> [STATED PROBLEM]:
Read the listing and extract each line that includes the word "page".

> [SOURCE MATERIAL]:

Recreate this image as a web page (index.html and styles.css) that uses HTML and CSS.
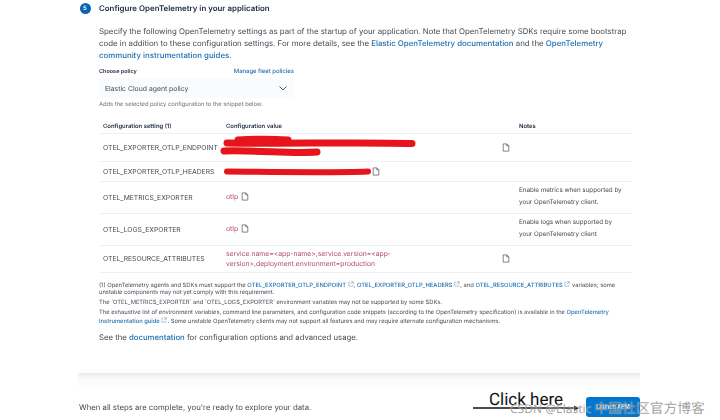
FILE: index.html
```html
<!DOCTYPE html>
<html lang="en">
<head>
    <meta charset="UTF-8">
    <title>Configure OpenTelemetry</title>
    <link rel="stylesheet" href="styles.css">
</head>
<body>

    <div class="page">
        <div class="step-title">
            <span class="step-badge">5</span>
            <h2>Configure OpenTelemetry in your application</h2>
        </div>

        <div class="step-body">
            <p class="intro">Specify the following OpenTelemetry settings as part of the startup of your application. Note that OpenTelemetry SDKs require some bootstrap code in addition to these configuration settings. For more details, see the <a href="#">Elastic OpenTelemetry documentation</a> and the <a href="#">OpenTelemetry community instrumentation guides</a>.</p>

            <div class="policy">
                <div class="policy-labels">
                    <label>Choose policy</label>
                    <a href="#">Manage fleet policies</a>
                </div>
                <div class="select">
                    <span>Elastic Cloud agent policy</span>
                    <svg width="10" height="10" viewBox="0 0 10 10"><path d="M1.5 3.5 5 7l3.5-3.5" fill="none" stroke="#444" stroke-width="0.9"/></svg>
                </div>
                <div class="help">Adds the selected policy configuration to the snippet below.</div>
            </div>

            <table class="config">
                <thead>
                    <tr><th class="col-name">Configuration setting (1)</th><th class="col-value">Configuration value</th><th>Notes</th></tr>
                </thead>
                <tbody>
                    <tr class="row-1">
                        <td>OTEL_EXPORTER_OTLP_ENDPOINT</td>
                        <td><div class="value value-end"><svg class="copy" viewBox="0 0 10 11"><path d="M1.5 1h4.5l2.5 2.500V10h-7z M6 1v2.500h2.500" fill="none" stroke="#555" stroke-width="0.9"/></svg></div></td>
                        <td></td>
                    </tr>
                    <tr class="row-2">
                        <td>OTEL_EXPORTER_OTLP_HEADERS</td>
                        <td><div class="value value-headers"><svg class="copy" viewBox="0 0 10 11"><path d="M1.5 1h4.5l2.5 2.500V10h-7z M6 1v2.500h2.500" fill="none" stroke="#555" stroke-width="0.9"/></svg></div></td>
                        <td></td>
                    </tr>
                    <tr class="row-3">
                        <td>OTEL_METRICS_EXPORTER</td>
                        <td><div class="value"><code>otlp</code><svg class="copy" viewBox="0 0 10 11"><path d="M1.5 1h4.5l2.5 2.500V10h-7z M6 1v2.500h2.500" fill="none" stroke="#555" stroke-width="0.9"/></svg></div></td>
                        <td class="note">Enable metrics when supported by your OpenTelemetry client.</td>
                    </tr>
                    <tr class="row-3">
                        <td>OTEL_LOGS_EXPORTER</td>
                        <td><div class="value"><code>otlp</code><svg class="copy" viewBox="0 0 10 11"><path d="M1.5 1h4.5l2.5 2.500V10h-7z M6 1v2.500h2.500" fill="none" stroke="#555" stroke-width="0.9"/></svg></div></td>
                        <td class="note">Enable logs when supported by your OpenTelemetry client</td>
                    </tr>
                    <tr class="row-5">
                        <td>OTEL_RESOURCE_ATTRIBUTES</td>
                        <td><div class="value value-end"><code class="attrs">service.name=&lt;app-name&gt;,service.version=&lt;app-version&gt;,deployment.environment=production</code><svg class="copy" viewBox="0 0 10 11"><path d="M1.5 1h4.5l2.5 2.500V10h-7z M6 1v2.500h2.500" fill="none" stroke="#555" stroke-width="0.9"/></svg></div></td>
                        <td></td>
                    </tr>
                </tbody>
            </table>

            <div class="footnotes">
                <p>(1) OpenTelemetry agents and SDKs must support the <a href="#">OTEL_EXPORTER_OTLP_ENDPOINT</a> <svg class="ext" viewBox="0 0 8 8"><path d="M3 1.500H1v5.500h5.500V5M4 1h3v3M7 1 3.500 4.500" fill="none" stroke="#6b7f95" stroke-width="0.6"/></svg>, <a href="#">OTEL_EXPORTER_OTLP_HEADERS</a> <svg class="ext" viewBox="0 0 8 8"><path d="M3 1.500H1v5.500h5.500V5M4 1h3v3M7 1 3.500 4.500" fill="none" stroke="#6b7f95" stroke-width="0.6"/></svg>, and <a href="#">OTEL_RESOURCE_ATTRIBUTES</a> <svg class="ext" viewBox="0 0 8 8"><path d="M3 1.500H1v5.500h5.500V5M4 1h3v3M7 1 3.500 4.500" fill="none" stroke="#6b7f95" stroke-width="0.6"/></svg> variables; some unstable components may not yet comply with this requirement.</p>
                <p>The `OTEL_METRICS_EXPORTER` and `OTEL_LOGS_EXPORTER` environment variables may not be supported by some SDKs.</p>
                <p>The exhaustive list of environment variables, command line parameters, and configuration code snippets (according to the OpenTelemetry specification) is available in the <a href="#">OpenTelemetry Instrumentation guide</a> <svg class="ext" viewBox="0 0 8 8"><path d="M3 1.500H1v5.500h5.500V5M4 1h3v3M7 1 3.500 4.500" fill="none" stroke="#6b7f95" stroke-width="0.6"/></svg>. Some unstable OpenTelemetry clients may not support all features and may require alternate configuration mechanisms.</p>
            </div>

            <p class="see-docs">See the <a href="#">documentation</a> for configuration options and advanced usage.</p>
        </div>

        <div class="bottom-bar">
            <span>When all steps are complete, you're ready to explore your data.</span>
            <button>Launch APM</button>
        </div>
    </div>

    <!-- red marker over the secret values -->
    <svg class="scribble" width="720" height="420" viewBox="0 0 720 420">
        <g fill="none" stroke="#e8141c" stroke-linecap="round">
            <path d="M227 143 C280 144 360 142 412 143.500" stroke-width="7"/>
            <path d="M238 140 C255 139 272 139 288 140" stroke-width="7"/>
            <path d="M224 151 C260 150 290 154 317 152" stroke-width="7"/>
            <path d="M227 171.500 C280 172 330 173 368 171.500" stroke-width="6"/>
        </g>
    </svg>

    <!-- hand drawn annotation -->
    <div class="click-here">Click here</div>
    <svg class="click-arrow" width="110" height="10" viewBox="0 0 110 10"><path d="M0 5H104" stroke="#111" stroke-width="1.300"/><path d="M101 2.500 106 5l-5 3z" fill="#111"/></svg>

    <div class="watermark"><span class="watermark-latin">CSDN @Elastic </span>中国社区官方博客</div>

</body>
</html>
```

FILE: styles.css
```css
* {
    box-sizing: border-box;
}
body {
    margin: 0;
    width: 720px;
    height: 420px;
    overflow: hidden;
    background-color: #fff;
    font-family: Inter, "Noto Sans CJK SC", sans-serif;
    color: #454a52;
    text-rendering: geometricPrecision;
}
a {
    color: #1f6fb2;
    text-decoration: none;
    font-weight: 500;
}
.page {
    width: 562px;
    margin-left: 78px;
    filter: blur(0.3px);
}

/* step heading */
.step-title {
    display: flex;
    align-items: center;
    height: 16px;
    gap: 8.500px;
}
.step-badge {
    width: 11px;
    height: 11px;
    margin-left: 1.500px;
    border-radius: 50%;
    background-color: #0b64ad;
    color: #fff;
    font-size: 6px;
    font-weight: 600;
    line-height: 11px;
    text-align: center;
}
h2 {
    margin: 0;
    font-size: 7.900px;
    font-weight: 600;
    color: #1d2a3e;
}
.step-body {
    padding-left: 21px;
}
.intro {
    margin: 9px 0 0;
    width: 530px;
    font-size: 7.850px;
    line-height: 12px;
}

/* policy select */
.policy {
    width: 195px;
    margin-top: 6px;
}
.policy-labels {
    display: flex;
    justify-content: space-between;
    align-items: center;
    height: 9px;
    font-size: 5.500px;
}
.policy-labels label {
    font-weight: 600;
    color: #1d2a3e;
}
.policy-labels a {
    font-size: 5.900px;
}
.select {
    display: flex;
    justify-content: space-between;
    align-items: center;
    height: 20px;
    margin-top: 2px;
    padding: 0 6px;
    background-color: #fafbfc;
    border-radius: 3px;
    font-size: 6.850px;
}
.help {
    margin-top: 3px;
    font-size: 5.800px;
    color: #6a717b;
}

/* settings table */
.config {
    width: 532px;
    margin: 12px 0 0 1px;
    border-collapse: collapse;
    table-layout: fixed;
    font-size: 6.800px;
}
.config th {
    height: 13px;
    padding: 0 3px;
    text-align: left;
    font-size: 5.900px;
    font-weight: 600;
    color: #1d2a3e;
}
.col-name {
    width: 123px;
}
.col-value {
    width: 293px;
}
.config td {
    padding: 0 3px;
    border-top: 1px solid #eef0f3;
    border-bottom: 1px solid #eef0f3;
    vertical-align: middle;
}
.config td.note {
    padding-right: 9px;
    font-size: 6.250px;
    line-height: 11.700px;
}
.row-1 {
    height: 28px;
}
.row-2 {
    height: 20px;
}
.row-3 {
    height: 32px;
}
.row-5 {
    height: 27px;
}
.value {
    display: flex;
    align-items: center;
    gap: 3px;
}
.value-end {
    justify-content: flex-end;
    padding-right: 3px;
}
.value-headers {
    padding-left: 146px;
}
code {
    font-family: Inter, sans-serif;
    font-size: 6.800px;
    line-height: 9.800px;
    color: #b4487a;
}
.attrs {
    flex: 1;
    width: 170px;
    padding-right: 100px;
}
.copy {
    flex: none;
    width: 8px;
    height: 9px;
}

/* footnotes */
.footnotes {
    margin-top: 8px;
    width: 530px;
    font-size: 5.800px;
    line-height: 8px;
}
.footnotes p {
    margin: 0 0 2px;
}
.ext {
    width: 6px;
    height: 6px;
    vertical-align: -0.500px;
}
.see-docs {
    margin: 6px 0 0;
    font-size: 7.750px;
}

/* bottom bar */
.bottom-bar {
    display: flex;
    align-items: center;
    justify-content: space-between;
    height: 46px;
    margin-top: 31px;
    padding: 22px 0 0 1px;
    background: linear-gradient(#e9eaec, #f9f9fa 5px, #fff 16px);
    font-size: 7.770px;
}
.bottom-bar button {
    width: 54px;
    height: 20px;
    border: none;
    border-radius: 3px;
    background-color: #0077cc;
    color: #fff;
    font-family: Inter, sans-serif;
    font-size: 5.500px;
    font-weight: 600;
}

/* overlays */
.scribble {
    position: absolute;
    top: 0;
    left: 0;
    filter: blur(0.3px);
}
.click-here {
    position: absolute;
    left: 489px;
    top: 390px;
    font-family: Roboto, sans-serif;
    font-size: 17px;
    color: #111;
}
.click-arrow {
    position: absolute;
    left: 473px;
    top: 403px;
}
.watermark {
    position: absolute;
    left: 510px;
    top: 397px;
    font-family: "Noto Sans", "Noto Sans CJK SC", sans-serif;
    font-size: 13.800px;
    color: rgba(110, 110, 110, 0.65);
    text-shadow: 0 0 1px rgba(255, 255, 255, 0.7);
    white-space: nowrap;
}
.watermark-latin {
    font-size: 12px;
}
```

> [ANSWER TO THIS TASK]:
Recreate this image as a web page (index.html and styles.css) that uses HTML and CSS.
    <div class="page">
.page {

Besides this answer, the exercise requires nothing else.